Let $M:K$ be a field extension. Show that $K(Y \cup Z) = (K(Y))(Z)$ whenever $Y,Z \subseteq M$.

Richard Ganaye · Accepted Answer

\begin{proof} 
Let $F$ be a subfield of $M$ such that $F \supset K \cup (Y \cup Z)$. Then $K \subset F$, and $Y \cup Z \subset F$, thus $Y \subset F$ and $Z \subset F$. Moreover $K \subset F$, and $Y \subset F$, thus $K \cup Y \subset F$. This implies that $K(Y) \subset F$, because $K(Y)$ is the smallest subfield of $M$ which contains $K \cup Y$. So $K(Y) \cup Z \subset F$.
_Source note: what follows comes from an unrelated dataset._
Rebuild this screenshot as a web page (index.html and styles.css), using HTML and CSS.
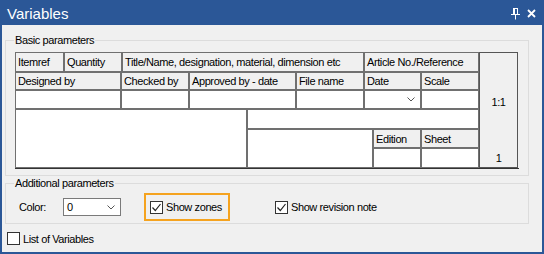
FILE: index.html
```html
<!DOCTYPE HTML>
<html>
<head>
<link rel="stylesheet" href="styles.css">
</head>
<body>
<div class="window">
  <div class="titlebar">
    <span class="title">Variables</span>
    <span class="tb-icons">
      <svg class="pin" width="11" height="12" viewBox="0 0 11 12"><path d="M3 0.5h5M3.5 0.5v6M4.5 0.5v6M7.5 0.5v6M1 6.5h9M5.5 6.5v5" stroke="#fff" stroke-width="1" fill="none"/></svg>
      <svg class="close" width="9" height="9" viewBox="0 0 9 9"><path d="M1 1l7 7M8 1l-7 7" stroke="#fff" stroke-width="1.8"/></svg>
    </span>
  </div>
  <div class="body">
    <!--basic parameters-->
    <fieldset class="group basic">
      <legend>Basic parameters</legend>
      <div class="tbl">
        <div class="tbl-main">
          <div class="row r1">
            <div class="cell hd c-itemref">Itemref</div>
            <div class="cell hd c-qty">Quantity</div>
            <div class="cell hd c-title">Title/Name, designation, material, dimension etc</div>
            <div class="cell hd c-article">Article No./Reference</div>
          </div>
          <div class="row r2">
            <div class="cell hd c-designed">Designed by</div>
            <div class="cell hd c-checked">Checked by</div>
            <div class="cell hd c-approved">Approved by - date</div>
            <div class="cell hd c-file">File name</div>
            <div class="cell hd c-date">Date</div>
            <div class="cell hd c-scale">Scale</div>
          </div>
          <div class="row r3">
            <div class="cell inp c-designed"></div>
            <div class="cell inp c-checked"></div>
            <div class="cell inp c-approved"></div>
            <div class="cell inp c-file"></div>
            <div class="cell inp c-date drop">
              <svg width="8" height="5" viewBox="0 0 8 5"><path d="M0.5 0.5l3.5 3.5l3.5-3.5" stroke="#555" stroke-width="1" fill="none"/></svg>
            </div>
            <div class="cell inp c-scale"></div>
          </div>
          <div class="row lower">
            <div class="cell inp c-half"></div>
            <div class="lower-right">
              <div class="cell inp lr-top"></div>
              <div class="lr-bottom">
                <div class="cell inp c-rev"></div>
                <div class="stack c-edition">
                  <div class="cell hd">Edition</div>
                  <div class="cell inp"></div>
                </div>
                <div class="stack c-sheet">
                  <div class="cell hd">Sheet</div>
                  <div class="cell inp"></div>
                </div>
              </div>
            </div>
          </div>
        </div>
        <div class="side"><span>1:1</span><span>1</span></div>
      </div>
    </fieldset>

    <!--additional parameters-->
    <fieldset class="group extra">
      <legend>Additional parameters</legend>
      <div class="opts">
        <span class="lbl">Color:</span>
        <div class="combo">
          <span>0</span>
          <svg width="8" height="5" viewBox="0 0 8 5"><path d="M0.5 0.5l3.5 3.5l3.5-3.5" stroke="#555" stroke-width="1" fill="none"/></svg>
        </div>
        <label class="chk highlight">
          <span class="box"><svg width="11" height="11" viewBox="0 0 11 11"><path d="M1.5 5.5l2.8 3l5.2-6.5" stroke="#222" stroke-width="1.2" fill="none"/></svg></span>
          Show zones
        </label>
        <label class="chk revision">
          <span class="box"><svg width="11" height="11" viewBox="0 0 11 11"><path d="M1.5 5.5l2.8 3l5.2-6.5" stroke="#222" stroke-width="1.2" fill="none"/></svg></span>
          Show revision note
        </label>
      </div>
    </fieldset>

    <label class="chk list"><span class="box"></span>List of Variables</label>
  </div>
</div>
</body>
</html>
```

FILE: styles.css
```css
body
{
  margin: 0;
  font-family: "Liberation Sans", Arial, sans-serif;
  font-size: 11px;
  letter-spacing: -0.4px;
  color: #000;
}
.window
{
  width: 544px;
  height: 254px;
  display: flex;
  flex-direction: column;
  background: #2b5797;
}
.titlebar
{
  height: 25px;
  flex: none;
  display: flex;
  align-items: center;
  justify-content: space-between;
  padding: 0 8px 0 7px;
  color: #fff;
}
.title
{
  font-size: 15px;
  letter-spacing: 0;
  padding-top: 2px;
}
.tb-icons
{
  display: flex;
  align-items: center;
  gap: 6px;
  padding-top: 2px;
}
.body
{
  flex: 1;
  background: #f0f0f0;
  margin: 0 2px 2px;
  padding: 9px 13px 0 3px;
}

/* group boxes */
fieldset
{
  margin: 0;
  padding: 5px 9px 7px;
  border: 1px solid #dcdcdc;
  min-width: 0;
}
legend
{
  padding: 0 1px;
  margin-left: -1px;
  line-height: 13px;
}
.extra
{
  margin-top: 1px;
  padding: 3px 9px 2px;
}

/* the title block table */
.tbl
{
  display: flex;
  height: 116px;
  box-shadow: 0 1px 0 #333;
}
.tbl-main
{
  width: 464px;
}
.row
{
  display: flex;
}
.r1 { height: 20px; }
.r2 { height: 18px; }
.r3 { height: 19px; }
.lower { height: 59px; }
.cell
{
  box-sizing: border-box;
  border: 1px solid #707070;
  padding: 0 2px;
  display: flex;
  align-items: center;
  white-space: nowrap;
  overflow: hidden;
}
.hd { background: #f0f0f0; }
.inp { background: #fff; }
.c-itemref { width: 49px; }
.c-qty { width: 58px; }
.c-title { width: 242px; }
.c-article { width: 115px; }
.c-designed { width: 106px; }
.c-checked { width: 68px; }
.c-approved { width: 107px; }
.c-file { width: 68px; }
.c-date { width: 57px; }
.c-scale { width: 58px; }
.c-half { width: 232px; }
.drop
{
  justify-content: flex-end;
  padding-right: 5px;
}
.lower-right
{
  width: 232px;
  display: flex;
  flex-direction: column;
}
.lr-top { height: 20px; }
.lr-bottom
{
  display: flex;
  height: 39px;
}
.c-rev { width: 126px; }
.stack
{
  display: flex;
  flex-direction: column;
}
.stack .hd { height: 19px; }
.stack .inp { height: 20px; }
.c-edition { width: 48px; }
.c-sheet { width: 58px; }
.side
{
  width: 39px;
  box-sizing: border-box;
  border: 1px solid #555;
  background: #f0f0f0;
  display: flex;
  flex-direction: column;
  justify-content: space-between;
  align-items: center;
  padding: 43px 0 2px;
  line-height: 13px;
}

/* additional parameters row */
.opts
{
  display: flex;
  align-items: center;
  height: 28px;
  margin-left: 4px;
}
.lbl
{
  width: 44px;
}
.combo
{
  box-sizing: border-box;
  width: 58px;
  height: 18px;
  border: 1px solid #7a7a7a;
  background: #fff;
  display: flex;
  align-items: center;
  justify-content: space-between;
  padding: 0 5px 0 3px;
}
.chk
{
  display: flex;
  align-items: center;
  gap: 3px;
}
.box
{
  box-sizing: border-box;
  width: 13px;
  height: 13px;
  border: 1px solid #333;
  background: #fff;
  display: flex;
}
.highlight
{
  box-sizing: border-box;
  height: 28px;
  width: 86px;
  margin-left: 23px;
  border: 2px solid #f5a31f;
  padding: 0 4px;
}
.revision
{
  margin-left: 45px;
}
.list
{
  margin: 8px 0 0 2px;
}
```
Conversely, if $(K(Y))(Z) \subset F$ then $K(Y) \subset F$ and $Z \subset F$, so $F$ contains $K ,Y$ and $Z$, that is $F \supset K \cup (Y \cup Z)$. We have proved, for all subfields $F$ of $M$, that
$$F \supset K \cup (Y \cup Z) \iff F \supset K(Y) \cup  Z.$$

Since $K(Y \cup Z)$ is the least subfield of $M$ such that $F \supset K \cup (Y \cup Z) $, and $(K(Y))(Z)$ the least subfield of $M$ such that $F \supset K(Y) \cup (Z)$, this two subfields are equals:

If we write $\mathscr{F}$ the set of subfields of $M$,
$$K(Y \cup Z) = \bigcap_{F \in \mathscr{F},K \cup  (Y \cup Z) \subset F}  F= \bigcap_{F \in \mathscr{F},K  (Y) \cup Z \subset F}  F = (K(Y))(Z). $$
\end{proof}

Exercise 4.1.11 (Adjoined Expansion)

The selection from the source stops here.